MongoDB High Availability Cluster Part 1

By Donatien MBADI OUM, Database Expert

1. Introduction to MongoDB

MongoDB is a document-oriented NoSQL database used for high volume data storage. Instead of using tables and rows as in the traditional relational databases, MongoDB makes use of collections and documents. Documents consist of key-value pairs which are the basic unit of data in MongoDB. Collections contain sets of documents and function which is the equivalent of relational database tables.

This first part consists of presenting an Overview of MongoDB High Availability. The second will be more practice by implementing MongoDB Replication and Sharding

1.1. MongoDB features

Each MongoDB database contains collections which in turn contains documents. Each document can be different with a varying number of fields. The size and content of each document can be different from each other.

The document structure is more in line with how developers construct their classes and objects in their respective programming languages. Developers will often say that their classes are not rows and columns but have a clear structure with key-value pairs.

The rows (or documents as called in MongoDB) doesn’t need to have a schema defined beforehand. Instead, the fields can be created on the fly.

The data model available within MongoDB allows you to represent hierarchical relationships, to store arrays, and other more complex structures more easily.
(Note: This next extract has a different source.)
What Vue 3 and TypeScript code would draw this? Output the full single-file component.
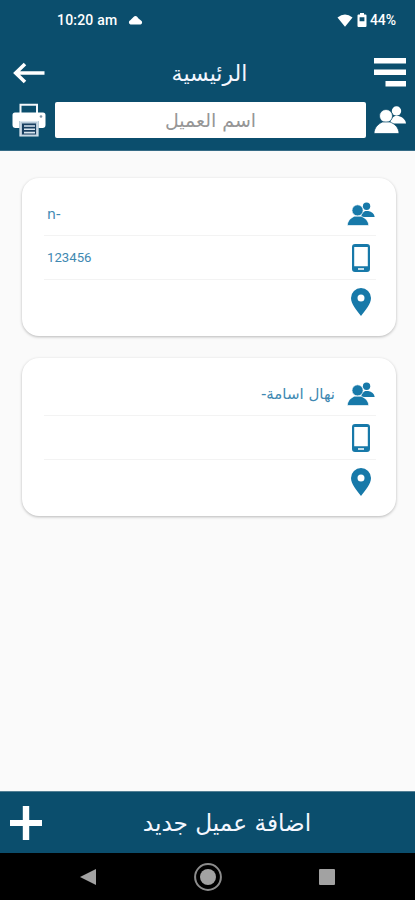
<script setup lang="ts">
interface Customer {
  id: number
  name: string
  phone: string
  address: string
  rtl: boolean
}

const customers: Customer[] = [
  { id: 1, name: 'n-', phone: '123456', address: '', rtl: false },
  { id: 2, name: 'نهال اسامة-', phone: '', address: '', rtl: true },
]
</script>

<template>
  <div class="screen">
    <header class="header">
      <div class="status">
        <span class="clock">10:20 am</span>
        <svg class="cloud" viewBox="0 0 15 10"><path d="M2.500 9.500a2.300 2.300 0 0 1-.2-4.300L5.500 2Q8-.5 10.500 3.500L13 5.500a2.200 2.200 0 0 1-.5 4z" fill="#fff" /></svg>
        <svg class="wifi" viewBox="0 0 16 13"><path d="M.5 3.600Q8-2.600 15.500 3.600L8 12.800z" fill="#fff" /></svg>
        <svg class="battery" viewBox="0 0 10 14"><path fill-rule="evenodd" d="M3 0h4v1.500h1.500a1 1 0 0 1 1 1V13a1 1 0 0 1-1 1h-7a1 1 0 0 1-1-1V2.500a1 1 0 0 1 1-1H3zM2.600 4.300v4h4.800v-4z" fill="#fff" /></svg>
        <span class="percent">44%</span>
      </div>
      <div class="toolbar">
        <svg class="back" viewBox="0 0 32 22"><path d="M12 2 2.700 11l9.300 9M3 11H31.500" fill="none" stroke="#fff" stroke-width="3.600" /></svg>
        <h1 class="title" dir="rtl"><span>الرئيسية</span></h1>
        <svg class="menu" viewBox="0 0 32 29"><path d="M0 0h32v5.500H0zM0 11.500h32V17H0zM11.500 23H32v5.500H11.500z" fill="#fff" /></svg>
      </div>
      <div class="search">
        <svg class="printer" viewBox="0 0 34 34">
          <path d="M8.500 11V1.800h16.500V11" fill="none" stroke="#f4f8fc" stroke-width="2" />
          <path d="M3 9.500h28a2.500 2.500 0 0 1 2.500 2.500V22a3 3 0 0 1-3 3h-4v-7H7.500v7h-4a3 3 0 0 1-3-3v-10a2.500 2.500 0 0 1 2.500-2.500z" fill="#fff" />
          <circle cx="29" cy="13.500" r="1.300" fill="#7d94a8" />
          <path d="M8 18.500h18v14.500H8z" fill="#b7c9d8" stroke="#dce7ef" stroke-width="1.200" />
          <path d="M10 20.500h14v11H10z" fill="#193f60" />
          <path d="M12 23h11M12 26.300h11M12 29.600h11" stroke="#d8e5ef" stroke-width="1.600" />
        </svg>
        <div class="field" dir="rtl"><span>اسم العميل</span></div>
        <svg class="people" viewBox="0 0 32 28">
          <circle cx="22.500" cy="5" r="4.700" /><path d="M16 17.500C17 13 18.500 11 21 10h3.500c4 1 7 3.500 7.500 7.500z" />
          <circle class="cut" cx="12" cy="10" r="6.500" /><path class="cut" d="M0 27.500C.3 21.500 4 18 8.500 16h7.500c5 2 8.700 5.500 9 11.500z" />
        </svg>
      </div>
    </header>

    <main class="list">
      <article v-for="customer in customers" :key="customer.id" class="card">
        <div class="row">
          <span class="value" :class="customer.rtl ? 'arabic' : 'latin'" :dir="customer.rtl ? 'rtl' : 'ltr'">{{ customer.name }}</span>
          <svg class="mini-people" viewBox="0 0 32 28">
            <circle cx="22.500" cy="5" r="4.300" /><path d="M16 17.500C17 13 18.500 11.500 21 10.500h3.500c4 1 7 3.200 7.500 7z" />
            <circle class="cut" cx="12" cy="9.800" r="6.500" /><path class="cut" d="M0 27.500C.3 21.500 4 18.500 8.500 16.500h7.500c5 2 8.700 5 9 11z" />
          </svg>
        </div>
        <div class="row">
          <span class="value digits">{{ customer.phone }}</span>
          <svg class="phone" viewBox="0 0 18 28"><path fill-rule="evenodd" d="M3 0h12a3 3 0 0 1 3 3v22a3 3 0 0 1-3 3H3a3 3 0 0 1-3-3V3a3 3 0 0 1 3-3zM2.200 3v19.300h13.600V3zM6 24.300v1.400h6v-1.400z" fill="#1779a9" /></svg>
        </div>
        <div class="row">
          <span class="value">{{ customer.address }}</span>
          <svg class="pin" viewBox="0 0 20 28"><path fill-rule="evenodd" d="M10 0a10 10 0 0 1 10 10c0 6-5.500 12-10 18C5.500 22 0 16 0 10A10 10 0 0 1 10 0zm0 6.500a3.500 3.500 0 1 0 0 7 3.500 3.500 0 0 0 0-7z" fill="#1779a9" /></svg>
        </div>
      </article>
    </main>

    <button class="add" type="button">
      <svg class="plus" viewBox="0 0 32 34"><path d="M12.800 0h6.400v14H32v6H19.200v14h-6.400V20H0v-6h12.800z" fill="#fff" /></svg>
      <span class="add-label" dir="rtl">اضافة عميل جديد</span>
    </button>
    <nav class="nav">
      <svg viewBox="0 0 28 28"><path d="M6 14 22 6v16z" fill="#a2a2a2" /></svg>
      <svg viewBox="0 0 28 28"><circle cx="14" cy="14" r="12.900" fill="none" stroke="#8c8c8c" stroke-width="2" /><circle cx="14" cy="14" r="8" fill="#a2a2a2" /></svg>
      <svg viewBox="0 0 28 28"><rect x="6" y="6" width="16" height="16" rx="1" fill="#a2a2a2" /></svg>
    </nav>
  </div>
</template>

<style>
body { background: #fafafa; }
</style>

<style scoped>
.screen { width: 415px; height: 900px; display: flex; flex-direction: column; overflow: hidden; background: #fafafa; font-family: "DejaVu Sans", sans-serif; }
.screen * { box-sizing: border-box; }
svg { display: block; flex: none; }
.header { height: 151px; flex: none; background: #0b4e6d; border-bottom: 1px solid #356b86; }
.status { height: 40px; padding: 0 18px 0 57px; display: flex; align-items: center; color: #fff; font: 500 14px Roboto, sans-serif; }
.clock { width: 61px; white-space: nowrap; letter-spacing: .2px; }
.cloud { width: 15px; height: 10px; margin-left: 10px; }
.wifi { width: 16px; height: 13px; margin-left: auto; }
.battery { width: 10px; height: 14px; margin-left: 4px; }
.percent { width: 27px; margin-left: 3px; font-size: 14px; letter-spacing: -.1px; white-space: nowrap; }
.toolbar { height: 62px; padding: 0 9px 0 13px; display: flex; align-items: center; justify-content: space-between; }
.back { width: 32px; height: 22px; margin-top: 3px; }
.title { margin: 5px 0 0; width: 76px; display: flex; justify-content: center; color: #f4f7ff; font-size: 22px; line-height: 30px; font-weight: 400; white-space: nowrap; }
.menu { width: 32px; height: 29px; margin-top: 2px; }
.search { height: 36px; padding: 0 9px 0 12px; display: flex; align-items: center; }
.printer { width: 34px; height: 34px; }
.field { width: 311px; height: 36px; margin-left: 9px; border-radius: 2px; background: #fff; color: #969696; font-size: 19px; display: flex; align-items: center; justify-content: center; white-space: nowrap; }
.people { width: 32px; height: 28px; margin-left: 8px; fill: #fff; overflow: visible; }
.people .cut { stroke: #0b4e6d; stroke-width: .7; }
.list { flex: 1; padding: 27px 19px 0 22px; display: flex; flex-direction: column; gap: 22px; }
.card { height: 158px; padding: 14px 20px 0 22px; border-radius: 17px; background: #fff; box-shadow: 0 1px 3px #0004; }
.row { height: 44px; display: flex; align-items: center; border-bottom: 1px solid #f3f3f3; }
.row:last-child { border: 0; }
.value { flex: 1; padding-left: 3px; color: #3f89b2; font-size: 13px; white-space: nowrap; }
.value.latin { font-size: 14px; }
.value.arabic { padding: 0 12px 0 0; font-size: 15px; }
.value.digits { font-family: Roboto, sans-serif; font-size: 13.200px; }
.mini-people { width: 28px; height: 24px; margin-right: 1px; fill: #1779a9; overflow: visible; }
.mini-people .cut { stroke: #fff; stroke-width: .8; }
.phone { width: 18px; height: 28px; margin-right: 6px; }
.pin { width: 20px; height: 28px; margin-right: 5px; }
.add { height: 62px; flex: none; padding: 0 10px; border: 0; border-top: 1px solid #547f94; background: #0b4e6d; display: flex; align-items: center; color: #f4f7ff; font: 23.200px "DejaVu Sans", sans-serif; }
.plus { width: 32px; height: 34px; }
.add-label { width: 168px; margin-left: 101px; display: flex; justify-content: center; white-space: nowrap; }
.nav { height: 47px; flex: none; padding: 0 74px; background: #000; display: flex; align-items: center; justify-content: space-between; }
.nav svg { width: 28px; height: 28px; }
</style>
Scalability – The MongoDB environments are very scalable. Companies across the world have defined clusters with some of them running 100+ nodes with around millions of documents within the database

1.2. Key Components of MongoDB

Below are a few of the common terms used in MongoDB

_id - This is a field required in every MongoDB document. The _id field represents a unique value in the MongoDB document. The _id field is like the document’s primary key. If you create a new document without an _id field, MongoDB will automatically create the field. So, for example, if we see the example of the above customer table, Mongo DB will add a 24-digit unique identifier to each document in the collection.

_Id	EmployeeID	EmployeeName	DepartmentID
563479cc8a8a4246bd27d784	120	Mbadi Donatien	50
563479cc7a8a4246bd47d784	124	Mandela Georges	60
563479cc9a8a4246bd57d784	70	Azangia Uche	50

Collection - This is a grouping of MongoDB documents. A collection is the equivalent of a table which is created in any other RDMS such as Oracle or MS SQL. A collection exists within a single database. As seen from the introduction collections don’t enforce any sort of structure.
Cursor - This is a pointer to the result set of a query. Clients can iterate through a cursor to retrieve results.
Database - This is a container for collections like in RDMS wherein it is a container for tables. Each database gets its own set of files on the file system. A MongoDB server can store multiple databases.
Document - A record in a MongoDB collection is basically called a document. The document, in turn, will consist of field name and values.
Field - A name-value pair in a document. A document has zero or more fields. Fields are analogous to columns in relational databases.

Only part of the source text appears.